Exercise objective: Copy the data precisely, character for character, and leave out every picture.

Source data:
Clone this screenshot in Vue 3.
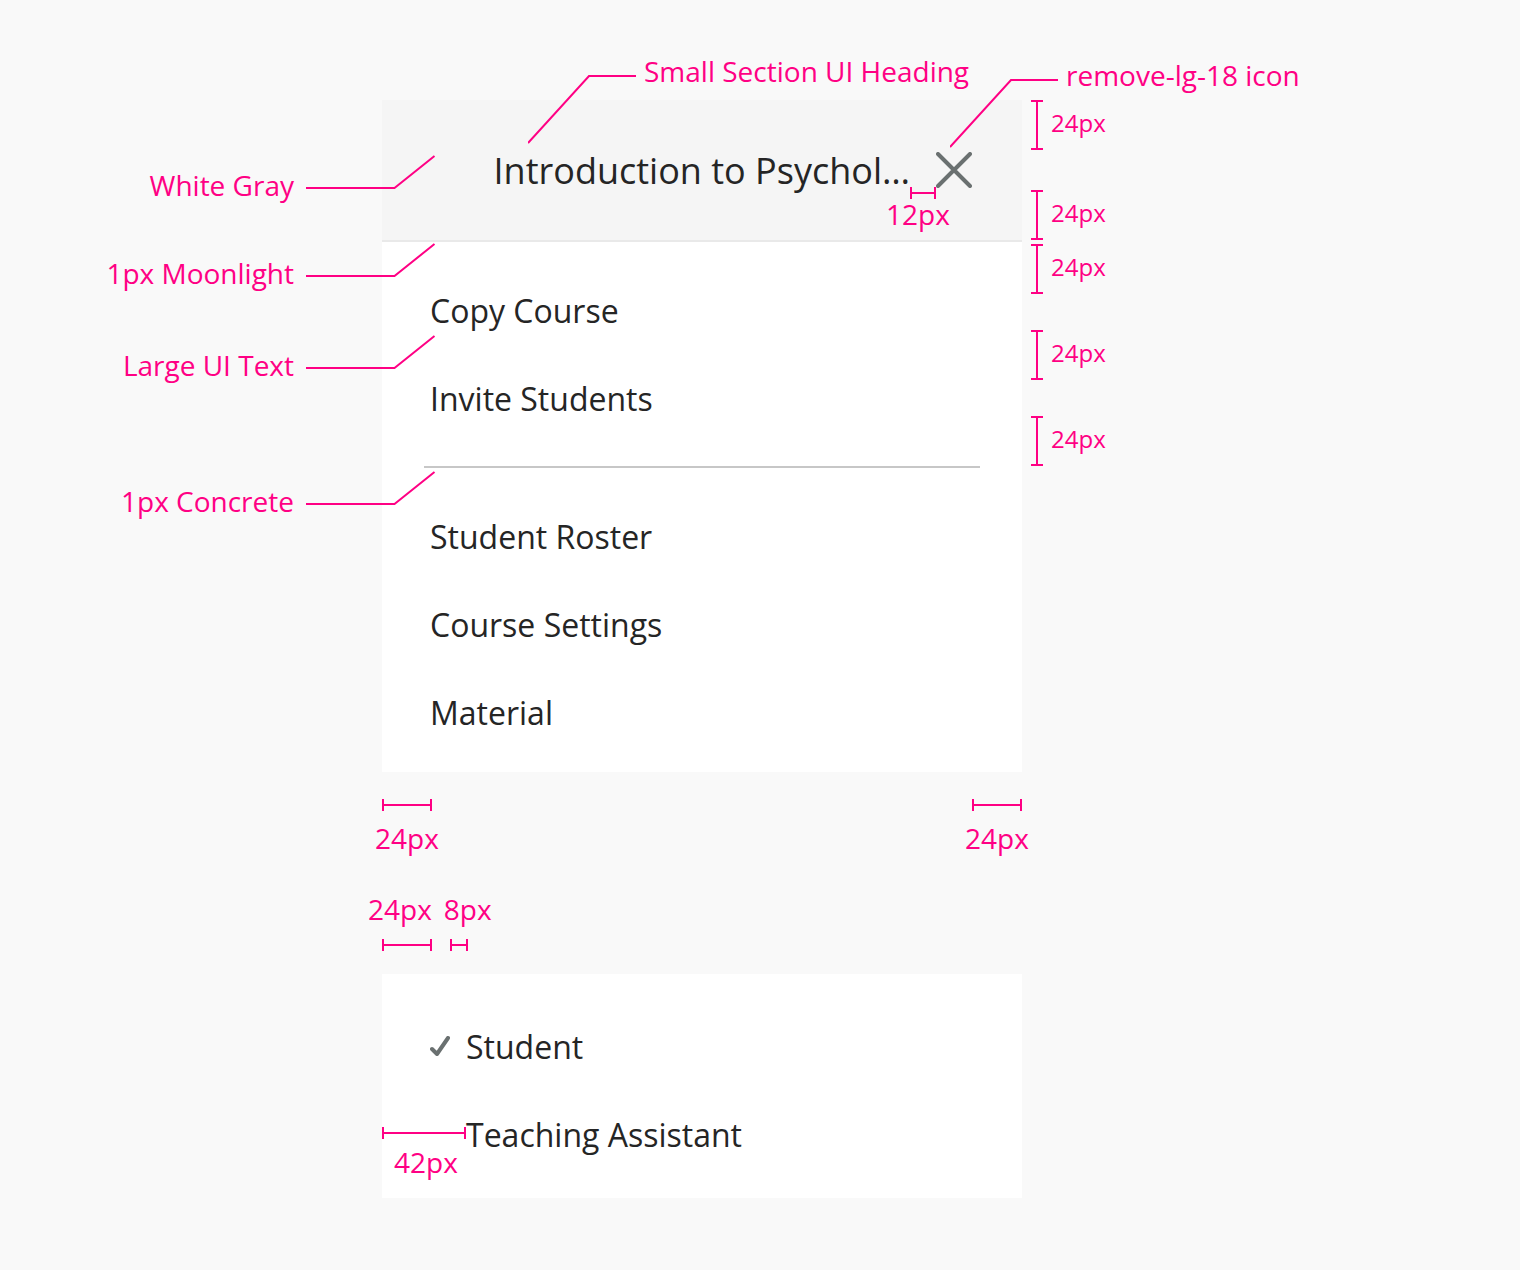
<script setup>
const callouts = [
  { text: 'White Gray', space: 55 },
  { text: '1px Moonlight', space: 42 },
  { text: 'Large UI Text', space: 46 },
  { text: '1px Concrete', space: 90 }
]

const heights = [
  { text: '24px', space: 0 },
  { text: '24px', space: 40 },
  { text: '24px', space: 4 },
  { text: '24px', space: 36 },
  { text: '24px', space: 36 }
]

const courseActions = ['Copy Course', 'Invite Students']
const courseLinks = ['Student Roster', 'Course Settings', 'Material']
const roles = [
  { name: 'Student', selected: true },
  { name: 'Teaching Assistant', selected: false }
]
</script>

<template>
  <main class="spec">
    <aside class="callouts">
      <div v-for="item in callouts" :key="item.text" class="callout" :style="{ marginTop: item.space + 'px' }">
        <span class="label">{{ item.text }}</span>
        <svg class="leader" width="130" height="46" viewBox="0 0 130 46" aria-hidden="true">
          <path d="M0 33H88.5L128.5 1" />
        </svg>
      </div>
    </aside>

    <div class="column">
      <section class="card">
        <header class="card-header">
          <h1 class="title">Introduction to Psychol…</h1>
          <button class="close" type="button" aria-label="Close">
            <svg width="36" height="36" viewBox="0 0 36 36" aria-hidden="true">
              <path d="M2 2L34 34M34 2L2 34" />
            </svg>
          </button>
        </header>
        <nav class="menu">
          <ul class="group">
            <li v-for="name in courseActions" :key="name">
              <button class="item" type="button">{{ name }}</button>
            </li>
          </ul>
          <hr class="divider" />
          <ul class="group">
            <li v-for="name in courseLinks" :key="name">
              <button class="item" type="button">{{ name }}</button>
            </li>
          </ul>
        </nav>

        <div class="pin pin-heading">
          <svg class="leader" width="108" height="70" viewBox="0 0 108 70" aria-hidden="true">
            <path d="M0 68L61 1H108" />
          </svg>
          <span class="label">Small Section UI Heading</span>
        </div>
        <div class="pin pin-icon">
          <svg class="leader" width="108" height="70" viewBox="0 0 108 70" aria-hidden="true">
            <path d="M0 68L61 1H108" />
          </svg>
          <span class="label">remove-lg-18 icon</span>
        </div>
        <div class="pin-gap">
          <span class="bar bar-12"></span>
          <span class="label">12px</span>
        </div>
      </section>

      <div class="insets">
        <div class="measure">
          <span class="bar bar-24"></span>
          <span class="label">24px</span>
        </div>
        <div class="measure">
          <span class="bar bar-24"></span>
          <span class="label">24px</span>
        </div>
      </div>

      <div class="check-labels">
        <span class="label">24px</span>
        <span class="label">8px</span>
      </div>
      <div class="check-bars">
        <span class="bar bar-24"></span>
        <span class="bar bar-8"></span>
      </div>

      <section class="card roles">
        <ul class="group">
          <li v-for="role in roles" :key="role.name">
            <button class="item role" type="button" :aria-pressed="role.selected">
              <span class="mark">
                <svg v-if="role.selected" width="20" height="20" viewBox="0 0 20 20" aria-hidden="true">
                  <path d="M2 13L7 18L18 2" />
                </svg>
              </span>
              {{ role.name }}
            </button>
          </li>
        </ul>
        <div class="pin-indent">
          <span class="bar bar-42"></span>
          <span class="label">42px</span>
        </div>
      </section>
    </div>

    <aside class="heights">
      <div v-for="(item, index) in heights" :key="index" class="height" :style="{ marginTop: item.space + 'px' }">
        <span class="post"></span>
        <span class="label small">{{ item.text }}</span>
      </div>
    </aside>
  </main>
</template>

<style>
body {
  margin: 0;
  background: #f9f9f9;
}
</style>

<style scoped>
.spec {
  --pink: #ff0084;
  display: grid;
  grid-template-columns: 1fr minmax(0, 640px) 1fr;
  box-sizing: border-box;
  min-height: 100vh;
  padding: 100px 116px 72px 0;
  color: #252525;
  font-family: "Open Sans", "Noto Sans", sans-serif;
}

.label {
  color: var(--pink);
  font-size: 28px;
  line-height: 32px;
  white-space: nowrap;
}

.small {
  font-size: 24px;
}

.leader {
  flex: none;
  fill: none;
  stroke: var(--pink);
  stroke-width: 2;
}

.callouts {
  position: relative;
  z-index: 1;
}

.callout {
  display: flex;
  align-items: flex-end;
  justify-content: flex-end;
  gap: 12px;
  margin-right: -54px;
}

.card {
  position: relative;
  background: #fff;
}

.card-header {
  display: flex;
  align-items: center;
  justify-content: flex-end;
  gap: 26px;
  height: 140px;
  padding: 0 50px 0 48px;
  border-bottom: 2px solid #e9e9e9;
  background: #f5f5f5;
}

.title {
  margin: 0;
  padding-top: 2px;
  font-size: 36px;
  font-weight: 400;
  line-height: 44px;
  white-space: nowrap;
}

.close {
  display: flex;
  padding: 0;
  border: 0;
  background: none;
}

.close path {
  fill: none;
  stroke: #6a7070;
  stroke-width: 4;
  stroke-linecap: round;
}

.menu {
  padding: 48px 42px 38px;
}

.group {
  display: flex;
  flex-direction: column;
  gap: 46px;
  margin: 0;
  padding: 0 6px;
  list-style: none;
}

.item {
  display: block;
  width: 100%;
  padding: 0;
  border: 0;
  background: none;
  color: inherit;
  font: inherit;
  font-size: 32px;
  line-height: 42px;
  text-align: left;
}

.divider {
  height: 2px;
  margin: 46px 0 48px;
  border: 0;
  background: #c7c7c7;
}

.bar {
  flex: none;
  box-sizing: border-box;
  height: 12px;
  border: solid var(--pink);
  border-width: 0 2px;
  background: linear-gradient(var(--pink), var(--pink)) center / 100% 2px no-repeat;
}

.bar-8 {
  width: 18px;
}

.bar-12 {
  width: 26px;
}

.bar-24 {
  width: 50px;
}

.bar-42 {
  width: 84px;
}

.pin {
  position: absolute;
  display: flex;
  gap: 8px;
}

.pin .leader {
  margin-top: 20px;
}

.pin-heading {
  top: -45px;
  left: 146px;
}

.pin-icon {
  top: -41px;
  left: 568px;
}

.pin-gap {
  position: absolute;
  top: 87px;
  left: 504px;
  display: flex;
  flex-direction: column;
}

.pin-gap .bar {
  margin: 0 0 -1px 24px;
}

.insets {
  display: flex;
  justify-content: space-between;
  margin-top: 27px;
}

.measure {
  display: flex;
  flex-direction: column;
  align-items: center;
  gap: 11px;
  width: 50px;
}

.check-labels {
  display: flex;
  gap: 12px;
  margin: 39px 0 0 -14px;
}

.check-bars {
  display: flex;
  gap: 18px;
  margin: 14px 0 23px;
}

.roles {
  padding: 52px 42px 42px;
}

.role {
  display: flex;
  align-items: center;
  gap: 16px;
}

.mark {
  display: flex;
  align-items: flex-start;
  width: 20px;
  height: 22px;
}

.mark path {
  fill: none;
  stroke: #6a7070;
  stroke-width: 4;
  stroke-linecap: round;
  stroke-linejoin: round;
}

.pin-indent {
  position: absolute;
  top: 153px;
  left: 0;
  display: flex;
  flex-direction: column;
  gap: 7px;
}

.pin-indent .label {
  padding-left: 12px;
}

.heights {
  padding-left: 9px;
}

.height {
  display: flex;
  gap: 8px;
}

.height .label {
  padding-top: 7px;
}

.post {
  flex: none;
  box-sizing: border-box;
  width: 12px;
  height: 50px;
  border: solid var(--pink);
  border-width: 2px 0;
  background: linear-gradient(var(--pink), var(--pink)) center / 2px 100% no-repeat;
}
</style>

In response:
Clone this screenshot in Vue 3.
<script setup>
const callouts = [
  { text: 'White Gray', space: 55 },
  { text: '1px Moonlight', space: 42 },
  { text: 'Large UI Text', space: 46 },
  { text: '1px Concrete', space: 90 }
]

const heights = [
  { text: '24px', space: 0 },
  { text: '24px', space: 40 },
  { text: '24px', space: 4 },
  { text: '24px', space: 36 },
  { text: '24px', space: 36 }
]

const courseActions = ['Copy Course', 'Invite Students']
const courseLinks = ['Student Roster', 'Course Settings', 'Material']
const roles = [
  { name: 'Student', selected: true },
  { name: 'Teaching Assistant', selected: false }
]
</script>

<template>
  <main class="spec">
    <aside class="callouts">
      <div v-for="item in callouts" :key="item.text" class="callout" :style="{ marginTop: item.space + 'px' }">
        <span class="label">{{ item.text }}</span>
        <svg class="leader" width="130" height="46" viewBox="0 0 130 46" aria-hidden="true">
          <path d="M0 33H88.5L128.5 1" />
        </svg>
      </div>
    </aside>

    <div class="column">
      <section class="card">
        <header class="card-header">
          <h1 class="title">Introduction to Psychol…</h1>
          <button class="close" type="button" aria-label="Close">
            <svg width="36" height="36" viewBox="0 0 36 36" aria-hidden="true">
              <path d="M2 2L34 34M34 2L2 34" />
            </svg>
          </button>
        </header>
        <nav class="menu">
          <ul class="group">
            <li v-for="name in courseActions" :key="name">
              <button class="item" type="button">{{ name }}</button>
            </li>
          </ul>
          <hr class="divider" />
          <ul class="group">
            <li v-for="name in courseLinks" :key="name">
              <button class="item" type="button">{{ name }}</button>
            </li>
          </ul>
        </nav>

        <div class="pin pin-heading">
          <svg class="leader" width="108" height="70" viewBox="0 0 108 70" aria-hidden="true">
            <path d="M0 68L61 1H108" />
          </svg>
          <span class="label">Small Section UI Heading</span>
        </div>
        <div class="pin pin-icon">
          <svg class="leader" width="108" height="70" viewBox="0 0 108 70" aria-hidden="true">
            <path d="M0 68L61 1H108" />
          </svg>
          <span class="label">remove-lg-18 icon</span>
        </div>
        <div class="pin-gap">
          <span class="bar bar-12"></span>
          <span class="label">12px</span>
        </div>
      </section>

      <div class="insets">
        <div class="measure">
          <span class="bar bar-24"></span>
          <span class="label">24px</span>
        </div>
        <div class="measure">
          <span class="bar bar-24"></span>
          <span class="label">24px</span>
        </div>
      </div>

      <div class="check-labels">
        <span class="label">24px</span>
        <span class="label">8px</span>
      </div>
      <div class="check-bars">
        <span class="bar bar-24"></span>
        <span class="bar bar-8"></span>
      </div>

      <section class="card roles">
        <ul class="group">
          <li v-for="role in roles" :key="role.name">
            <button class="item role" type="button" :aria-pressed="role.selected">
              <span class="mark">
                <svg v-if="role.selected" width="20" height="20" viewBox="0 0 20 20" aria-hidden="true">
                  <path d="M2 13L7 18L18 2" />
                </svg>
              </span>
              {{ role.name }}
            </button>
          </li>
        </ul>
        <div class="pin-indent">
          <span class="bar bar-42"></span>
          <span class="label">42px</span>
        </div>
      </section>
    </div>

    <aside class="heights">
      <div v-for="(item, index) in heights" :key="index" class="height" :style="{ marginTop: item.space + 'px' }">
        <span class="post"></span>
        <span class="label small">{{ item.text }}</span>
      </div>
    </aside>
  </main>
</template>

<style>
body {
  margin: 0;
  background: #f9f9f9;
}
</style>

<style scoped>
.spec {
  --pink: #ff0084;
  display: grid;
  grid-template-columns: 1fr minmax(0, 640px) 1fr;
  box-sizing: border-box;
  min-height: 100vh;
  padding: 100px 116px 72px 0;
  color: #252525;
  font-family: "Open Sans", "Noto Sans", sans-serif;
}

.label {
  color: var(--pink);
  font-size: 28px;
  line-height: 32px;
  white-space: nowrap;
}

.small {
  font-size: 24px;
}

.leader {
  flex: none;
  fill: none;
  stroke: var(--pink);
  stroke-width: 2;
}

.callouts {
  position: relative;
  z-index: 1;
}

.callout {
  display: flex;
  align-items: flex-end;
  justify-content: flex-end;
  gap: 12px;
  margin-right: -54px;
}

.card {
  position: relative;
  background: #fff;
}

.card-header {
  display: flex;
  align-items: center;
  justify-content: flex-end;
  gap: 26px;
  height: 140px;
  padding: 0 50px 0 48px;
  border-bottom: 2px solid #e9e9e9;
  background: #f5f5f5;
}

.title {
  margin: 0;
  padding-top: 2px;
  font-size: 36px;
  font-weight: 400;
  line-height: 44px;
  white-space: nowrap;
}

.close {
  display: flex;
  padding: 0;
  border: 0;
  background: none;
}

.close path {
  fill: none;
  stroke: #6a7070;
  stroke-width: 4;
  stroke-linecap: round;
}

.menu {
  padding: 48px 42px 38px;
}

.group {
  display: flex;
  flex-direction: column;
  gap: 46px;
  margin: 0;
  padding: 0 6px;
  list-style: none;
}

.item {
  display: block;
  width: 100%;
  padding: 0;
  border: 0;
  background: none;
  color: inherit;
  font: inherit;
  font-size: 32px;
  line-height: 42px;
  text-align: left;
}

.divider {
  height: 2px;
  margin: 46px 0 48px;
  border: 0;
  background: #c7c7c7;
}

.bar {
  flex: none;
  box-sizing: border-box;
  height: 12px;
  border: solid var(--pink);
  border-width: 0 2px;
  background: linear-gradient(var(--pink), var(--pink)) center / 100% 2px no-repeat;
}

.bar-8 {
  width: 18px;
}

.bar-12 {
  width: 26px;
}

.bar-24 {
  width: 50px;
}

.bar-42 {
  width: 84px;
}

.pin {
  position: absolute;
  display: flex;
  gap: 8px;
}

.pin .leader {
  margin-top: 20px;
}

.pin-heading {
  top: -45px;
  left: 146px;
}

.pin-icon {
  top: -41px;
  left: 568px;
}

.pin-gap {
  position: absolute;
  top: 87px;
  left: 504px;
  display: flex;
  flex-direction: column;
}

.pin-gap .bar {
  margin: 0 0 -1px 24px;
}

.insets {
  display: flex;
  justify-content: space-between;
  margin-top: 27px;
}

.measure {
  display: flex;
  flex-direction: column;
  align-items: center;
  gap: 11px;
  width: 50px;
}

.check-labels {
  display: flex;
  gap: 12px;
  margin: 39px 0 0 -14px;
}

.check-bars {
  display: flex;
  gap: 18px;
  margin: 14px 0 23px;
}

.roles {
  padding: 52px 42px 42px;
}

.role {
  display: flex;
  align-items: center;
  gap: 16px;
}

.mark {
  display: flex;
  align-items: flex-start;
  width: 20px;
  height: 22px;
}

.mark path {
  fill: none;
  stroke: #6a7070;
  stroke-width: 4;
  stroke-linecap: round;
  stroke-linejoin: round;
}

.pin-indent {
  position: absolute;
  top: 153px;
  left: 0;
  display: flex;
  flex-direction: column;
  gap: 7px;
}

.pin-indent .label {
  padding-left: 12px;
}

.heights {
  padding-left: 9px;
}

.height {
  display: flex;
  gap: 8px;
}

.height .label {
  padding-top: 7px;
}

.post {
  flex: none;
  box-sizing: border-box;
  width: 12px;
  height: 50px;
  border: solid var(--pink);
  border-width: 2px 0;
  background: linear-gradient(var(--pink), var(--pink)) center / 2px 100% no-repeat;
}
</style>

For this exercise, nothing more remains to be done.